Reprojection. Working on a reprojection based solution. Reprojecting the results of the previous frame given motion compensation. The temporal jitter has a side effect of enabling perfect anti-aliasing and filtering, which works well even under subpel motion reprojection. As expected, transparent rendering is working quite well with the combination of temporal dithering and reprojection. I've also merged the reprojection code with a semi-CFD code (think motion compensated advection). So the scattered points can interact in all sorts of dynamic ways. When the screen is fully dynamic and running the CFD code, I can fully hide any artifacts.
Static Geometry? The thing I'm having problems with currently, in all irony, is drawing fast moving non-dynamic surfaces. In these cases I have the artifacts hidden in noisy way. This I am not 100% satisfied with yet. So I'm going to attempt a dual reprojection. First reprojection/hole-filling for just the point drawing to the fisheye. This reprojection designed for fastest convergence. Then a second reprojection, which uses the first reprojection to control the smooth primary view reprojection (which includes motion blur to hide artifacts).
Free HDR, Free DOF. I'm using FP16 framebuffers for the reprojection, so I got free linear colorspace blending, and HDR currently running at 60-90 FPS at 720P on the 8600 GTS. DOF I haven't tried yet, but I believe I will have for free by adjusting the temporal jitter radius by a computed circle of confusion given camera parameters.
Global Illumination. Got 50% of the frame budgeted for physics and lighting. My ideas for lighting and shadowing fall into the realm of insanity (like the rest of this project). The idea here is to amortize the illumination computation across both time and space. Particles in the "visibility waterfall" are going to incrementally calculate illumination. I've got a relatively small number of particles per screen pixel, so I can do a lot per particle. Each frame I am going to take the octahedron buffer and do a mipmap reduction which joins particles based on maximum intensity and maximum occlusion (for shadows). Then each particle is going to raycast (perhaps backwards) each frame into the mipmap reduction. The reduction represents importance sampling. Each frame the particle does a raycast in a new direction to factor into its illumination computation. In this way I'm going to gather illumination from many directions, as the particle splits into smaller and smaller children. Children thus share raycasts from parent nodes, intermediate results used for the next frame's computation, and everything is nicely amortized.
Interaction, Physics. I'm expecting about 1024 root nodes in 360 view at a time. These are going to interact via semi-rigid body code (really easy to do). Child particles are going to interact via a very strange hierarchical SPH like code. And pixels interact using the above described semi-CFD/reprojection code. The challenge here is that non-root interaction has to remain consistent across frames given my strange "visibility waterfall" system.

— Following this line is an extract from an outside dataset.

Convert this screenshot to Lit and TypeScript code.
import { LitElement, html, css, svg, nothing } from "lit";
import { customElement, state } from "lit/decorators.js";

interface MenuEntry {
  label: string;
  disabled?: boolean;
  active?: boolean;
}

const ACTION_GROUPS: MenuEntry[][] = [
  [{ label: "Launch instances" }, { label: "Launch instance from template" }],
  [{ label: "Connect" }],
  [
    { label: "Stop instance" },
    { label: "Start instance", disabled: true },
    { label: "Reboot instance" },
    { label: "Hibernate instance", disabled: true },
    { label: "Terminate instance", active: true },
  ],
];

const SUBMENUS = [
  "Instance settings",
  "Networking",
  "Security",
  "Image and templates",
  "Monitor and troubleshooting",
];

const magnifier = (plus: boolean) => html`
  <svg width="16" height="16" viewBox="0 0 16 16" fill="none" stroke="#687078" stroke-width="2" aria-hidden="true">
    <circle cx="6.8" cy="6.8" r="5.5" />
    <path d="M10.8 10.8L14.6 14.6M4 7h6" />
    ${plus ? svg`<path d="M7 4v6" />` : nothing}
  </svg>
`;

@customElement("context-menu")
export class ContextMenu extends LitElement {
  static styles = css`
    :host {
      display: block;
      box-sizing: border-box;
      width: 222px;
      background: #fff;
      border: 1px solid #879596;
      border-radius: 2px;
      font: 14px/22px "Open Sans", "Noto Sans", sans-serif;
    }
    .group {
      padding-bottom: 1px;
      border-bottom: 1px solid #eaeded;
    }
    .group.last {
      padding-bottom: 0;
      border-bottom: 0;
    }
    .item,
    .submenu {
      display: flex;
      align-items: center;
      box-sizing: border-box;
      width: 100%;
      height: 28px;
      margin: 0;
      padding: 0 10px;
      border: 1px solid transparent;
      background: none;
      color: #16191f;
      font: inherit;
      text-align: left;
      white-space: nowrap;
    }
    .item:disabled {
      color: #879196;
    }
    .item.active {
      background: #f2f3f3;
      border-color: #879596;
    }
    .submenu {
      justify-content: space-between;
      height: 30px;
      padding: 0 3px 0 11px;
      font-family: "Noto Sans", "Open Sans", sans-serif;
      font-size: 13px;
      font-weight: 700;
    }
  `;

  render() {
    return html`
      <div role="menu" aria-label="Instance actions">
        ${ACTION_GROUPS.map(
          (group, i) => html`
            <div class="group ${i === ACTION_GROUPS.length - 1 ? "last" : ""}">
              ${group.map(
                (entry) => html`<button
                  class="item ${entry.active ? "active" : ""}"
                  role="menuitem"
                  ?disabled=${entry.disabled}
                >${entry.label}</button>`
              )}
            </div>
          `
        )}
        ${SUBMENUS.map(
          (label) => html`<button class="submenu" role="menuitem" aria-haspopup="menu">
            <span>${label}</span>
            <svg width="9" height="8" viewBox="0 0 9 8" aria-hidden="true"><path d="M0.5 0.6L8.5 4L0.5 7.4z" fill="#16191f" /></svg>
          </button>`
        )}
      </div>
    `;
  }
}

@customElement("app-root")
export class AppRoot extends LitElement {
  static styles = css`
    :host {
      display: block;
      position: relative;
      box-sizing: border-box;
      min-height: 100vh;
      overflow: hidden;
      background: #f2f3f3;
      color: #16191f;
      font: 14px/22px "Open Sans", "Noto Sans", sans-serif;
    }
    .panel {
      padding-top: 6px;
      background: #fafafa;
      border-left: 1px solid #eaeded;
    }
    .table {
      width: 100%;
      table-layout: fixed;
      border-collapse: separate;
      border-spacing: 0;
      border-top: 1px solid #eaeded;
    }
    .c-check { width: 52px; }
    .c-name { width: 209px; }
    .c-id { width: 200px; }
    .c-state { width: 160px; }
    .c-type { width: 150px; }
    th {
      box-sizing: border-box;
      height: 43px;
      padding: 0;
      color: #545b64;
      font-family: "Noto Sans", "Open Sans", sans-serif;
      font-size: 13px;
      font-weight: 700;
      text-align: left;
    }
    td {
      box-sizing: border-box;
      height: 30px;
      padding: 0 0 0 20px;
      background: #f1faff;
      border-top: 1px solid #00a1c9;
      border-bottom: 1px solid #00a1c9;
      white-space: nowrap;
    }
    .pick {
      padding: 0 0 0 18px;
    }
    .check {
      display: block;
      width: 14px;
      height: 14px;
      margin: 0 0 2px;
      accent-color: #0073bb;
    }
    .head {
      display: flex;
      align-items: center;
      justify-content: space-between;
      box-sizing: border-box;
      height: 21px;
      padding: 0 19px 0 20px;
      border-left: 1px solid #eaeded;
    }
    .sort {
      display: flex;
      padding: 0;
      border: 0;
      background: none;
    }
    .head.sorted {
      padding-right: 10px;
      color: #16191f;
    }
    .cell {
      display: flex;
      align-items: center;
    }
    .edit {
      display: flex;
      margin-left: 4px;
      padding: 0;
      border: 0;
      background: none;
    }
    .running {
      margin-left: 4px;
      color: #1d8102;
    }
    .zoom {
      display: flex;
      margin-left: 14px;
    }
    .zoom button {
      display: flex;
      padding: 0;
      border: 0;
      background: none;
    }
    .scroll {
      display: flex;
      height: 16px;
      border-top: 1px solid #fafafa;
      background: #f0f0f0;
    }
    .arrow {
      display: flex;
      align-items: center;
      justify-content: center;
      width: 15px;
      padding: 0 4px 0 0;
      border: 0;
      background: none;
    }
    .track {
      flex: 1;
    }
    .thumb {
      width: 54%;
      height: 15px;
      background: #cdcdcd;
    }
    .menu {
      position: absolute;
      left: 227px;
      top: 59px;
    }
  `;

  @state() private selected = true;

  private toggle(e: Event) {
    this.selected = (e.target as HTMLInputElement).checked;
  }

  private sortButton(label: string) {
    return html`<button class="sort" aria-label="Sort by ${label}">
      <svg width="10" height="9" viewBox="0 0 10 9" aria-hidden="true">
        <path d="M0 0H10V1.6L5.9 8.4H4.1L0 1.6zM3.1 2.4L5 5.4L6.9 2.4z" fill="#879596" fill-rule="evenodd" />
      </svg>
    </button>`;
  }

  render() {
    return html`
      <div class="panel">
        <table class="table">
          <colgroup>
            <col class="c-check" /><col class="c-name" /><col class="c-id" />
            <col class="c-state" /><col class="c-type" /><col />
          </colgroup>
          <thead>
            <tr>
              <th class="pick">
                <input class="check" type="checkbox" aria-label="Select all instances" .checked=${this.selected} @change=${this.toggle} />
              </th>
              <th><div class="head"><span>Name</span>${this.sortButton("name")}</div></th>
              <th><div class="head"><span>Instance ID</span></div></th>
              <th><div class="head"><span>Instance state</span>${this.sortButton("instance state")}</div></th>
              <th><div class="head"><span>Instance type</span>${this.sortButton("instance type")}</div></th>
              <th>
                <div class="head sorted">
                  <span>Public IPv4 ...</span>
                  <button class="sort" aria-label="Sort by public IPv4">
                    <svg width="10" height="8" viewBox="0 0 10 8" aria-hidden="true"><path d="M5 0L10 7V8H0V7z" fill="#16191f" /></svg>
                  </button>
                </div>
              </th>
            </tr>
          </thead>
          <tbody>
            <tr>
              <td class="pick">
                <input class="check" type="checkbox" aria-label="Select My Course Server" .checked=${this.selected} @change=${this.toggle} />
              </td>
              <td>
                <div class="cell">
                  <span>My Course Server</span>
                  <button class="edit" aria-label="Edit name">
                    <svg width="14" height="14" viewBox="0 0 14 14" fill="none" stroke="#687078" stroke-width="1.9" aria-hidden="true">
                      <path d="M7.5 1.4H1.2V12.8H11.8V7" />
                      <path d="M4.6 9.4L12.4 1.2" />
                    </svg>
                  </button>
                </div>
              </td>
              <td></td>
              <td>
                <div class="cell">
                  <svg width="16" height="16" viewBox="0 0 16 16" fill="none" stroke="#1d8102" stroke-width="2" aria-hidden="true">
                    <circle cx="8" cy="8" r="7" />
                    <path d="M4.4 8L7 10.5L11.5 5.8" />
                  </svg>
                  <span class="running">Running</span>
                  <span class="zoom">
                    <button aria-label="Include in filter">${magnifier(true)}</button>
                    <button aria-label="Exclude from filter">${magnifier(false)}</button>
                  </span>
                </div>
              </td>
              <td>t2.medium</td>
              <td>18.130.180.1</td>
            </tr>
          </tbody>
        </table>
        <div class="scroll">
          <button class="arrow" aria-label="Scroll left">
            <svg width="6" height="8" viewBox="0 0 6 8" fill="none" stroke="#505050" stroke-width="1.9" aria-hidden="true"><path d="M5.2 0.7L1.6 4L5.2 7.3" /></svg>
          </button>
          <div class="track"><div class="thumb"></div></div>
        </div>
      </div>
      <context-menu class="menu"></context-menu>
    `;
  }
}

Since nodes only exist for one frame, and then disappear only to be re-spawned by a new version of the parent a frame later, I have to make sure that the re-spawn gets effected by the same thing (just at a later time) that effected the particle back two frames in time. For acceleration I'm going to be doing a weighted reduction of the octahedron based on velocity*mass. This reduction needs to also include an interaction shadow so that the re-spawn works out correctly. Roots are going to be semi-coherent across network players, interaction shadows will also be semi-coherent, and everything else (view CFD, node SPH) is going to be completely different. Going to be wild if it works... and have a backup plan if it doesn't.
Dynamic L-System. I've decided to toss out the animated l-system, and instead use a l-system of which the rule changes based on local surroundings and physical interaction.